> _MATERIAL_
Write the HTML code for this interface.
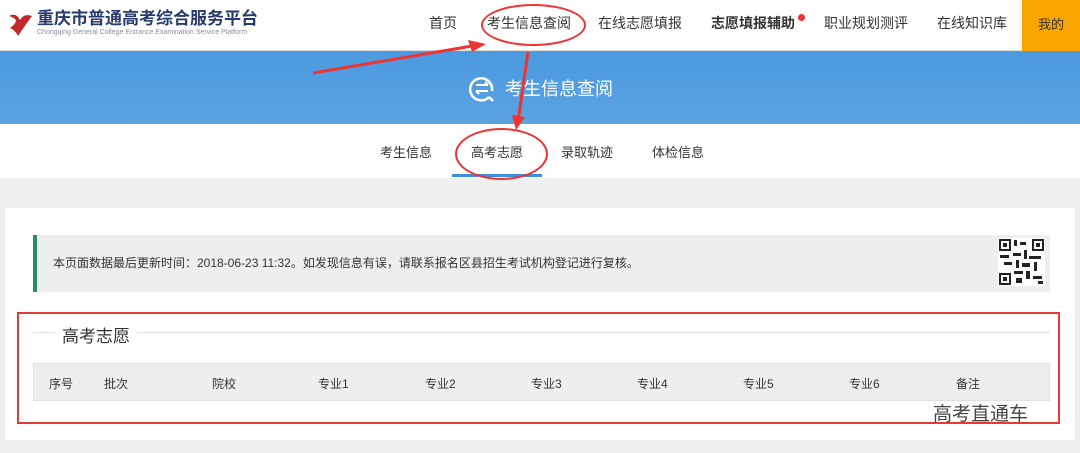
<!DOCTYPE html>
<html><head><meta charset="utf-8"><style>
*{margin:0;padding:0;box-sizing:border-box}
body{width:1080px;height:453px;overflow:hidden;background:#f0f0f0;font-family:"Liberation Sans","Noto Sans CJK SC",sans-serif;position:relative;color:#333}
.hdr{position:absolute;left:0;top:0;width:1080px;height:51px;background:#fff;border-bottom:1px solid #ddd}
.logo{position:absolute;left:37px;top:9px;font-size:17px;font-weight:bold;color:#263a6b;line-height:20px}
.logo small{display:block;font-size:7px;font-weight:normal;color:#8a8fa0;line-height:8px}
.nav{position:absolute;top:13px;font-size:14px;color:#333}
.me{position:absolute;left:1022px;top:0;width:58px;height:51px;background:#fba600;font-size:13px;text-align:center;line-height:50px;color:#333}
.ban{position:absolute;left:0;top:51px;width:1080px;height:73px;background:linear-gradient(180deg,#4c9ae0,#5aa2e2)}
.ban .t{position:absolute;left:505px;top:24px;color:#fff;font-size:18px}
.sub{position:absolute;left:0;top:124px;width:1080px;height:54px;background:#fff}
.sub span{position:absolute;top:18px;font-size:13px}
.card{position:absolute;left:5px;top:208px;width:1070px;height:232px;background:#fff}
.note{position:absolute;left:33px;top:235px;width:1017px;height:57px;background:#eee;border-left:4px solid #2a8a6e;font-size:12px;line-height:57px;padding-left:16px}
.red{position:absolute;left:17px;top:312px;width:1043px;height:112px;border:2px solid #e83838}
.leg{position:absolute;left:33px;top:332px;width:1017px;border-top:1px solid #ddd}
.legt{position:absolute;left:55px;top:322px;background:#fff;padding:0 7px;font-size:17px}
.th{position:absolute;left:33px;top:363px;width:1017px;height:38px;background:#eee;border:1px solid #e0e0e0;font-size:12px}
.th span{position:absolute;top:11px}
.wm{position:absolute;left:933px;top:399px;font-size:19px;color:#444}
.circ{position:absolute;border:2px solid #e33;border-radius:50%}
</style></head><body>
<div class="hdr">
<svg style="position:absolute;left:6px;top:10px" width="30" height="30" viewBox="0 0 30 30"><path d="M3 6 Q10 2 14 10 Q18 3 26 6 Q20 14 12 26 Q9 20 4 18 Q10 14 10 10 Q7 7 3 6Z" fill="#c1272d"/></svg>
<div class="logo">重庆市普通高考综合服务平台<small>Chongqing General College Entrance Examination Service Platform</small></div>
<span class="nav" style="left:429px">首页</span>
<span class="nav" style="left:487px">考生信息查阅</span>
<span class="nav" style="left:598px">在线志愿填报</span>
<span class="nav" style="left:711px;font-weight:bold">志愿填报辅助</span>
<span style="position:absolute;left:798px;top:14px;width:7px;height:7px;border-radius:50%;background:#e33"></span>
<span class="nav" style="left:824px">职业规划测评</span>
<span class="nav" style="left:937px">在线知识库</span>
<div class="me">我的</div>
</div>
<div class="ban">
<svg style="position:absolute;left:467px;top:22px" width="30" height="30" viewBox="0 0 30 30"><path d="M22 24 A11 11 0 1 1 25 18" fill="none" stroke="#fff" stroke-width="2.5"/><path d="M22 24 L26 28" stroke="#fff" stroke-width="2.5"/><path d="M9 12h12M18 9l3 3M9 18h12M12 21l-3-3" stroke="#fff" stroke-width="2" fill="none"/></svg>
<div class="t">考生信息查阅</div>
</div>
<div class="sub">
<span style="left:380px">考生信息</span>
<span style="left:471px">高考志愿</span>
<span style="left:561px">录取轨迹</span>
<span style="left:652px">体检信息</span>
<div style="position:absolute;left:452px;top:50px;width:90px;height:3px;background:#3b8fdd"></div>
</div>
<div class="card"></div>
<div class="note">本页面数据最后更新时间：2018-06-23 11:32。如发现信息有误，请联系报名区县招生考试机构登记进行复核。</div>
<svg style="position:absolute;left:998px;top:238px" width="47" height="48" viewBox="0 0 47 48"><rect width="47" height="48" fill="#fff"/><g fill="#222"><rect x="1" y="1" width="12" height="12"/><rect x="34" y="1" width="12" height="12"/><rect x="1" y="35" width="12" height="12"/></g><g fill="#fff"><rect x="3" y="3" width="8" height="8"/><rect x="36" y="3" width="8" height="8"/><rect x="3" y="37" width="8" height="8"/></g><g fill="#222"><rect x="5" y="5" width="4" height="4"/><rect x="38" y="5" width="4" height="4"/><rect x="5" y="39" width="4" height="4"/><rect x="16" y="2" width="3" height="6"/><rect x="22" y="4" width="6" height="3"/><rect x="15" y="15" width="8" height="3"/><rect x="26" y="12" width="3" height="9"/><rect x="2" y="17" width="9" height="3"/><rect x="31" y="18" width="12" height="3"/><rect x="18" y="22" width="3" height="8"/><rect x="6" y="24" width="8" height="3"/><rect x="24" y="25" width="8" height="4"/><rect x="36" y="24" width="3" height="9"/><rect x="16" y="33" width="9" height="3"/><rect x="28" y="33" width="4" height="8"/><rect x="18" y="40" width="6" height="5"/><rect x="35" y="38" width="9" height="3"/><rect x="40" y="43" width="5" height="3"/></g></svg>
<div class="leg"></div><div class="legt">高考志愿</div>
<div class="th">
<span style="left:15px">序号</span><span style="left:70px">批次</span><span style="left:178px">院校</span><span style="left:284px">专业1</span><span style="left:391px">专业2</span><span style="left:497px">专业3</span><span style="left:603px">专业4</span><span style="left:709px">专业5</span><span style="left:815px">专业6</span><span style="left:922px">备注</span>
</div>
<div class="red"></div>
<div class="wm">高考直通车</div>
<div class="circ" style="left:481px;top:4px;width:105px;height:42px"></div>
<div class="circ" style="left:455px;top:128px;width:93px;height:52px"></div>
<svg style="position:absolute;left:0;top:0" width="1080" height="453"><path d="M313 73 L478 45" stroke="#e33" stroke-width="3"/><path d="M486 44 L468 40 L472 52Z" fill="#e33"/><path d="M528 52 L518 122" stroke="#e33" stroke-width="3"/><path d="M516 130 L512 115 L525 117Z" fill="#e33"/></svg>
</body></html>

> _STATED TASK_
Reproduce every line precisely as given, omitting all pictures.

> _SOLUTION_
Write the HTML code for this interface.
<!DOCTYPE html>
<html><head><meta charset="utf-8"><style>
*{margin:0;padding:0;box-sizing:border-box}
body{width:1080px;height:453px;overflow:hidden;background:#f0f0f0;font-family:"Liberation Sans","Noto Sans CJK SC",sans-serif;position:relative;color:#333}
.hdr{position:absolute;left:0;top:0;width:1080px;height:51px;background:#fff;border-bottom:1px solid #ddd}
.logo{position:absolute;left:37px;top:9px;font-size:17px;font-weight:bold;color:#263a6b;line-height:20px}
.logo small{display:block;font-size:7px;font-weight:normal;color:#8a8fa0;line-height:8px}
.nav{position:absolute;top:13px;font-size:14px;color:#333}
.me{position:absolute;left:1022px;top:0;width:58px;height:51px;background:#fba600;font-size:13px;text-align:center;line-height:50px;color:#333}
.ban{position:absolute;left:0;top:51px;width:1080px;height:73px;background:linear-gradient(180deg,#4c9ae0,#5aa2e2)}
.ban .t{position:absolute;left:505px;top:24px;color:#fff;font-size:18px}
.sub{position:absolute;left:0;top:124px;width:1080px;height:54px;background:#fff}
.sub span{position:absolute;top:18px;font-size:13px}
.card{position:absolute;left:5px;top:208px;width:1070px;height:232px;background:#fff}
.note{position:absolute;left:33px;top:235px;width:1017px;height:57px;background:#eee;border-left:4px solid #2a8a6e;font-size:12px;line-height:57px;padding-left:16px}
.red{position:absolute;left:17px;top:312px;width:1043px;height:112px;border:2px solid #e83838}
.leg{position:absolute;left:33px;top:332px;width:1017px;border-top:1px solid #ddd}
.legt{position:absolute;left:55px;top:322px;background:#fff;padding:0 7px;font-size:17px}
.th{position:absolute;left:33px;top:363px;width:1017px;height:38px;background:#eee;border:1px solid #e0e0e0;font-size:12px}
.th span{position:absolute;top:11px}
.wm{position:absolute;left:933px;top:399px;font-size:19px;color:#444}
.circ{position:absolute;border:2px solid #e33;border-radius:50%}
</style></head><body>
<div class="hdr">
<svg style="position:absolute;left:6px;top:10px" width="30" height="30" viewBox="0 0 30 30"><path d="M3 6 Q10 2 14 10 Q18 3 26 6 Q20 14 12 26 Q9 20 4 18 Q10 14 10 10 Q7 7 3 6Z" fill="#c1272d"/></svg>
<div class="logo">重庆市普通高考综合服务平台<small>Chongqing General College Entrance Examination Service Platform</small></div>
<span class="nav" style="left:429px">首页</span>
<span class="nav" style="left:487px">考生信息查阅</span>
<span class="nav" style="left:598px">在线志愿填报</span>
<span class="nav" style="left:711px;font-weight:bold">志愿填报辅助</span>
<span style="position:absolute;left:798px;top:14px;width:7px;height:7px;border-radius:50%;background:#e33"></span>
<span class="nav" style="left:824px">职业规划测评</span>
<span class="nav" style="left:937px">在线知识库</span>
<div class="me">我的</div>
</div>
<div class="ban">
<svg style="position:absolute;left:467px;top:22px" width="30" height="30" viewBox="0 0 30 30"><path d="M22 24 A11 11 0 1 1 25 18" fill="none" stroke="#fff" stroke-width="2.5"/><path d="M22 24 L26 28" stroke="#fff" stroke-width="2.5"/><path d="M9 12h12M18 9l3 3M9 18h12M12 21l-3-3" stroke="#fff" stroke-width="2" fill="none"/></svg>
<div class="t">考生信息查阅</div>
</div>
<div class="sub">
<span style="left:380px">考生信息</span>
<span style="left:471px">高考志愿</span>
<span style="left:561px">录取轨迹</span>
<span style="left:652px">体检信息</span>
<div style="position:absolute;left:452px;top:50px;width:90px;height:3px;background:#3b8fdd"></div>
</div>
<div class="card"></div>
<div class="note">本页面数据最后更新时间：2018-06-23 11:32。如发现信息有误，请联系报名区县招生考试机构登记进行复核。</div>
<svg style="position:absolute;left:998px;top:238px" width="47" height="48" viewBox="0 0 47 48"><rect width="47" height="48" fill="#fff"/><g fill="#222"><rect x="1" y="1" width="12" height="12"/><rect x="34" y="1" width="12" height="12"/><rect x="1" y="35" width="12" height="12"/></g><g fill="#fff"><rect x="3" y="3" width="8" height="8"/><rect x="36" y="3" width="8" height="8"/><rect x="3" y="37" width="8" height="8"/></g><g fill="#222"><rect x="5" y="5" width="4" height="4"/><rect x="38" y="5" width="4" height="4"/><rect x="5" y="39" width="4" height="4"/><rect x="16" y="2" width="3" height="6"/><rect x="22" y="4" width="6" height="3"/><rect x="15" y="15" width="8" height="3"/><rect x="26" y="12" width="3" height="9"/><rect x="2" y="17" width="9" height="3"/><rect x="31" y="18" width="12" height="3"/><rect x="18" y="22" width="3" height="8"/><rect x="6" y="24" width="8" height="3"/><rect x="24" y="25" width="8" height="4"/><rect x="36" y="24" width="3" height="9"/><rect x="16" y="33" width="9" height="3"/><rect x="28" y="33" width="4" height="8"/><rect x="18" y="40" width="6" height="5"/><rect x="35" y="38" width="9" height="3"/><rect x="40" y="43" width="5" height="3"/></g></svg>
<div class="leg"></div><div class="legt">高考志愿</div>
<div class="th">
<span style="left:15px">序号</span><span style="left:70px">批次</span><span style="left:178px">院校</span><span style="left:284px">专业1</span><span style="left:391px">专业2</span><span style="left:497px">专业3</span><span style="left:603px">专业4</span><span style="left:709px">专业5</span><span style="left:815px">专业6</span><span style="left:922px">备注</span>
</div>
<div class="red"></div>
<div class="wm">高考直通车</div>
<div class="circ" style="left:481px;top:4px;width:105px;height:42px"></div>
<div class="circ" style="left:455px;top:128px;width:93px;height:52px"></div>
<svg style="position:absolute;left:0;top:0" width="1080" height="453"><path d="M313 73 L478 45" stroke="#e33" stroke-width="3"/><path d="M486 44 L468 40 L472 52Z" fill="#e33"/><path d="M528 52 L518 122" stroke="#e33" stroke-width="3"/><path d="M516 130 L512 115 L525 117Z" fill="#e33"/></svg>
</body></html>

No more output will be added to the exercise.